=== EXERCISE DESCRIPTION ===
Please write the listing below out again exactly, leaving every picture behind.
+-------+
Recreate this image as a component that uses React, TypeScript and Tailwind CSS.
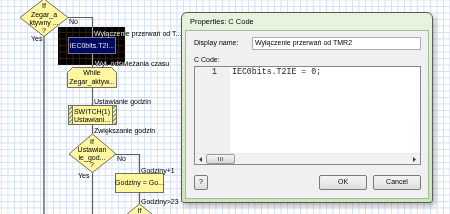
const FILL = "#fff7a0";
const EDGE = "#707062";
const WIRE = "#5e5e5e";

function Flowchart() {
  return (
    <svg className="absolute inset-0" width="450" height="214" viewBox="0 0 450 214">
      <defs>
        <pattern id="hatch" width="3" height="3" patternUnits="userSpaceOnUse" patternTransform="rotate(45)">
          <rect width="3" height="3" fill={FILL} />
          <line x1="0.5" y1="0" x2="0.5" y2="3" stroke="#7d7640" strokeWidth="1.1" />
        </pattern>
      </defs>

      {/* connectors */}
      <line x1="44" y1="36" x2="44" y2="214" stroke="#8f8f8f" strokeWidth="2" />
      <g fill="none" stroke={WIRE} strokeWidth="1.2">
        <polyline points="68,17.5 92.5,17.5 92.5,67" />
        <line x1="92.5" y1="87" x2="92.5" y2="105" />
        <line x1="92.5" y1="124" x2="92.5" y2="134" />
        <line x1="92.5" y1="172" x2="92.5" y2="214" />
        <polyline points="116,154.5 139.5,154.5 139.5,173" />
        <line x1="139.5" y1="192" x2="139.5" y2="204" />
      </g>

      {/* shapes */}
      <g stroke={EDGE} strokeWidth="1">
        <polygon points="44,-1 68,17.5 44,36.5 20,17.5" fill={FILL} />
        <rect x="68.5" y="37.5" width="47" height="16" fill={FILL} stroke="#8a8a70" />
        <polygon points="72.5,67.5 111.5,67.5 116.5,72.5 116.5,87.5 67.5,87.5 67.5,72.5" fill={FILL} />
        <rect x="68.5" y="105.5" width="48" height="19" fill={FILL} />
        <rect x="68.5" y="105.5" width="4" height="19" fill="url(#hatch)" />
        <rect x="112.5" y="105.5" width="4" height="19" fill="url(#hatch)" />
        <polygon points="92.5,134 116,154 92.5,172.5 69,154" fill={FILL} />
        <rect x="115.5" y="173.5" width="48" height="19" fill={FILL} />
        <polygon points="139.5,204 163,223 139.5,242 116,223" fill={FILL} />
      </g>

      {/* text */}
      <g fill="#000" fontSize="7">
        <g textAnchor="middle">
          <text x="44" y="7.5">If</text>
          <text x="44" y="17">Zegar_a</text>
          <text x="44" y="25">ktywny ...</text>
          <text x="44" y="32.5">?</text>
          <text x="92" y="48">IEC0bits.T2I...</text>
          <text x="92" y="75">While</text>
          <text x="92" y="84">Zegar_aktyw...</text>
          <text x="92" y="113.5">SWITCH(1)</text>
          <text x="92" y="122">Ustawiani...</text>
          <text x="92" y="144">If</text>
          <text x="92" y="151.5">Ustawian</text>
          <text x="92" y="159.5">ie_god...</text>
          <text x="92" y="166.5">?</text>
          <text x="139.5" y="185">Godziny = Go...</text>
          <text x="139.5" y="212.5">If</text>
        </g>
        <text x="69" y="24">No</text>
        <text x="31" y="41">Yes</text>
        <text x="94" y="35.5">Wyłączenie przerwań od T...</text>
        <text x="95" y="65.5">Wył. odświeżania czasu</text>
        <text x="94" y="103.5">Ustawianie godzin</text>
        <text x="94" y="133">Zwiększanie godzin</text>
        <text x="117" y="161">No</text>
        <text x="78" y="177.5">Yes</text>
        <text x="141" y="172.5">Godziny+1</text>
        <text x="141" y="203.5">Godziny&gt;23</text>
      </g>
    </svg>
  );
}

function Arrow({ dir }: { dir: "left" | "right" }) {
  return (
    <svg width="3" height="5" viewBox="0 0 3 5">
      <polygon points={dir === "left" ? "3,0 0,2.5 3,5" : "0,0 3,2.5 0,5"} fill="#3c3c3c" />
    </svg>
  );
}

function Button({ label, className }: { label: string; className: string }) {
  return (
    <div
      className={`flex h-[15px] items-center justify-center rounded-[2px] border border-[#7a7a7a] bg-gradient-to-b from-[#f4f4f4] via-[#ebebeb] to-[#dddddd] ${className}`}
    >
      {label}
    </div>
  );
}

function Dialog() {
  return (
    <div className="absolute left-[181px] top-[12px] flex h-[191px] w-[252px] flex-col rounded-t-[6px] rounded-b-[3px] border border-[#555b55] bg-gradient-to-b from-[#e7f3df] via-[#d7ebcb] to-[#cde5bd] px-[3px] pb-[3px] shadow-[2px_3px_5px_rgba(0,0,0,0.3)]">
      <div className="flex h-[17px] items-center pl-[5px] text-[7.5px]">Properties: C Code</div>

      <div className="flex flex-1 flex-col border border-[#a6bc97] bg-[#f0f0f0] pl-[8px] pr-[7px] pt-[6px]">
        <div className="flex items-center">
          <span className="w-[58px]">Display name:</span>
          <div className="flex h-[13px] flex-1 items-center border border-[#abadb3] bg-white pl-[2px]">
            Wyłączenie przerwań od TMR2
          </div>
        </div>

        <div className="mt-[5px] leading-[9px]">C Code:</div>

        <div className="mt-[2px] flex h-[99px] flex-col border border-[#828790] bg-white font-['Liberation_Mono',monospace] text-[8.25px] leading-[10px] text-[#1e1e1e]">
          <div className="flex flex-1">
            <div className="w-[35px] bg-[#f0f0f0] pr-[13px] text-right">1</div>
            <div className="pl-[2px]">IEC0bits.T2IE = 0;</div>
          </div>
          {/* horizontal scrollbar */}
          <div className="flex h-[11px] items-center border-t border-[#e8e8e8] bg-[#f1f1f1]">
            <div className="flex w-[11px] justify-center">
              <Arrow dir="left" />
            </div>
            <div className="flex h-[10px] w-[29px] items-center justify-center gap-[1px] rounded-[2px] border border-[#9b9b9b] bg-gradient-to-b from-[#f6f6f6] to-[#d6d6d6]">
              <span className="h-[4px] w-px bg-[#777]" />
              <span className="h-[4px] w-px bg-[#777]" />
              <span className="h-[4px] w-px bg-[#777]" />
            </div>
            <div className="flex-1" />
            <div className="flex w-[11px] justify-center">
              <Arrow dir="right" />
            </div>
          </div>
        </div>

        <div className="mt-[10px] flex">
          <Button label="?" className="w-[14px]" />
          <Button label="OK" className="ml-auto w-[48px]" />
          <Button label="Cancel" className="ml-[6px] w-[48px]" />
        </div>
      </div>
    </div>
  );
}

export default function App() {
  return (
    <div className="relative isolate h-[214px] w-[450px] overflow-hidden bg-white bg-[linear-gradient(to_right,#d2e0f6_1px,transparent_1px),linear-gradient(to_bottom,#d2e0f6_1px,transparent_1px)] bg-[size:6.5px_6.5px] bg-[position:1px_-0.5px] font-['Liberation_Sans',Arial,sans-serif] text-[7px] text-black">
      <Flowchart />
      {/* the selected block is drawn inverted */}
      <div className="absolute left-[58px] top-[27px] h-[38px] w-[67px] bg-white mix-blend-difference" />
      <Dialog />
    </div>
  );
}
+-------+
=== THE ANSWER ===
Recreate this image as a component that uses React, TypeScript and Tailwind CSS.
const FILL = "#fff7a0";
const EDGE = "#707062";
const WIRE = "#5e5e5e";

function Flowchart() {
  return (
    <svg className="absolute inset-0" width="450" height="214" viewBox="0 0 450 214">
      <defs>
        <pattern id="hatch" width="3" height="3" patternUnits="userSpaceOnUse" patternTransform="rotate(45)">
          <rect width="3" height="3" fill={FILL} />
          <line x1="0.5" y1="0" x2="0.5" y2="3" stroke="#7d7640" strokeWidth="1.1" />
        </pattern>
      </defs>

      {/* connectors */}
      <line x1="44" y1="36" x2="44" y2="214" stroke="#8f8f8f" strokeWidth="2" />
      <g fill="none" stroke={WIRE} strokeWidth="1.2">
        <polyline points="68,17.5 92.5,17.5 92.5,67" />
        <line x1="92.5" y1="87" x2="92.5" y2="105" />
        <line x1="92.5" y1="124" x2="92.5" y2="134" />
        <line x1="92.5" y1="172" x2="92.5" y2="214" />
        <polyline points="116,154.5 139.5,154.5 139.5,173" />
        <line x1="139.5" y1="192" x2="139.5" y2="204" />
      </g>

      {/* shapes */}
      <g stroke={EDGE} strokeWidth="1">
        <polygon points="44,-1 68,17.5 44,36.5 20,17.5" fill={FILL} />
        <rect x="68.5" y="37.5" width="47" height="16" fill={FILL} stroke="#8a8a70" />
        <polygon points="72.5,67.5 111.5,67.5 116.5,72.5 116.5,87.5 67.5,87.5 67.5,72.5" fill={FILL} />
        <rect x="68.5" y="105.5" width="48" height="19" fill={FILL} />
        <rect x="68.5" y="105.5" width="4" height="19" fill="url(#hatch)" />
        <rect x="112.5" y="105.5" width="4" height="19" fill="url(#hatch)" />
        <polygon points="92.5,134 116,154 92.5,172.5 69,154" fill={FILL} />
        <rect x="115.5" y="173.5" width="48" height="19" fill={FILL} />
        <polygon points="139.5,204 163,223 139.5,242 116,223" fill={FILL} />
      </g>

      {/* text */}
      <g fill="#000" fontSize="7">
        <g textAnchor="middle">
          <text x="44" y="7.5">If</text>
          <text x="44" y="17">Zegar_a</text>
          <text x="44" y="25">ktywny ...</text>
          <text x="44" y="32.5">?</text>
          <text x="92" y="48">IEC0bits.T2I...</text>
          <text x="92" y="75">While</text>
          <text x="92" y="84">Zegar_aktyw...</text>
          <text x="92" y="113.5">SWITCH(1)</text>
          <text x="92" y="122">Ustawiani...</text>
          <text x="92" y="144">If</text>
          <text x="92" y="151.5">Ustawian</text>
          <text x="92" y="159.5">ie_god...</text>
          <text x="92" y="166.5">?</text>
          <text x="139.5" y="185">Godziny = Go...</text>
          <text x="139.5" y="212.5">If</text>
        </g>
        <text x="69" y="24">No</text>
        <text x="31" y="41">Yes</text>
        <text x="94" y="35.5">Wyłączenie przerwań od T...</text>
        <text x="95" y="65.5">Wył. odświeżania czasu</text>
        <text x="94" y="103.5">Ustawianie godzin</text>
        <text x="94" y="133">Zwiększanie godzin</text>
        <text x="117" y="161">No</text>
        <text x="78" y="177.5">Yes</text>
        <text x="141" y="172.5">Godziny+1</text>
        <text x="141" y="203.5">Godziny&gt;23</text>
      </g>
    </svg>
  );
}

function Arrow({ dir }: { dir: "left" | "right" }) {
  return (
    <svg width="3" height="5" viewBox="0 0 3 5">
      <polygon points={dir === "left" ? "3,0 0,2.5 3,5" : "0,0 3,2.5 0,5"} fill="#3c3c3c" />
    </svg>
  );
}

function Button({ label, className }: { label: string; className: string }) {
  return (
    <div
      className={`flex h-[15px] items-center justify-center rounded-[2px] border border-[#7a7a7a] bg-gradient-to-b from-[#f4f4f4] via-[#ebebeb] to-[#dddddd] ${className}`}
    >
      {label}
    </div>
  );
}

function Dialog() {
  return (
    <div className="absolute left-[181px] top-[12px] flex h-[191px] w-[252px] flex-col rounded-t-[6px] rounded-b-[3px] border border-[#555b55] bg-gradient-to-b from-[#e7f3df] via-[#d7ebcb] to-[#cde5bd] px-[3px] pb-[3px] shadow-[2px_3px_5px_rgba(0,0,0,0.3)]">
      <div className="flex h-[17px] items-center pl-[5px] text-[7.5px]">Properties: C Code</div>

      <div className="flex flex-1 flex-col border border-[#a6bc97] bg-[#f0f0f0] pl-[8px] pr-[7px] pt-[6px]">
        <div className="flex items-center">
          <span className="w-[58px]">Display name:</span>
          <div className="flex h-[13px] flex-1 items-center border border-[#abadb3] bg-white pl-[2px]">
            Wyłączenie przerwań od TMR2
          </div>
        </div>

        <div className="mt-[5px] leading-[9px]">C Code:</div>

        <div className="mt-[2px] flex h-[99px] flex-col border border-[#828790] bg-white font-['Liberation_Mono',monospace] text-[8.25px] leading-[10px] text-[#1e1e1e]">
          <div className="flex flex-1">
            <div className="w-[35px] bg-[#f0f0f0] pr-[13px] text-right">1</div>
            <div className="pl-[2px]">IEC0bits.T2IE = 0;</div>
          </div>
          {/* horizontal scrollbar */}
          <div className="flex h-[11px] items-center border-t border-[#e8e8e8] bg-[#f1f1f1]">
            <div className="flex w-[11px] justify-center">
              <Arrow dir="left" />
            </div>
            <div className="flex h-[10px] w-[29px] items-center justify-center gap-[1px] rounded-[2px] border border-[#9b9b9b] bg-gradient-to-b from-[#f6f6f6] to-[#d6d6d6]">
              <span className="h-[4px] w-px bg-[#777]" />
              <span className="h-[4px] w-px bg-[#777]" />
              <span className="h-[4px] w-px bg-[#777]" />
            </div>
            <div className="flex-1" />
            <div className="flex w-[11px] justify-center">
              <Arrow dir="right" />
            </div>
          </div>
        </div>

        <div className="mt-[10px] flex">
          <Button label="?" className="w-[14px]" />
          <Button label="OK" className="ml-auto w-[48px]" />
          <Button label="Cancel" className="ml-[6px] w-[48px]" />
        </div>
      </div>
    </div>
  );
}

export default function App() {
  return (
    <div className="relative isolate h-[214px] w-[450px] overflow-hidden bg-white bg-[linear-gradient(to_right,#d2e0f6_1px,transparent_1px),linear-gradient(to_bottom,#d2e0f6_1px,transparent_1px)] bg-[size:6.5px_6.5px] bg-[position:1px_-0.5px] font-['Liberation_Sans',Arial,sans-serif] text-[7px] text-black">
      <Flowchart />
      {/* the selected block is drawn inverted */}
      <div className="absolute left-[58px] top-[27px] h-[38px] w-[67px] bg-white mix-blend-difference" />
      <Dialog />
    </div>
  );
}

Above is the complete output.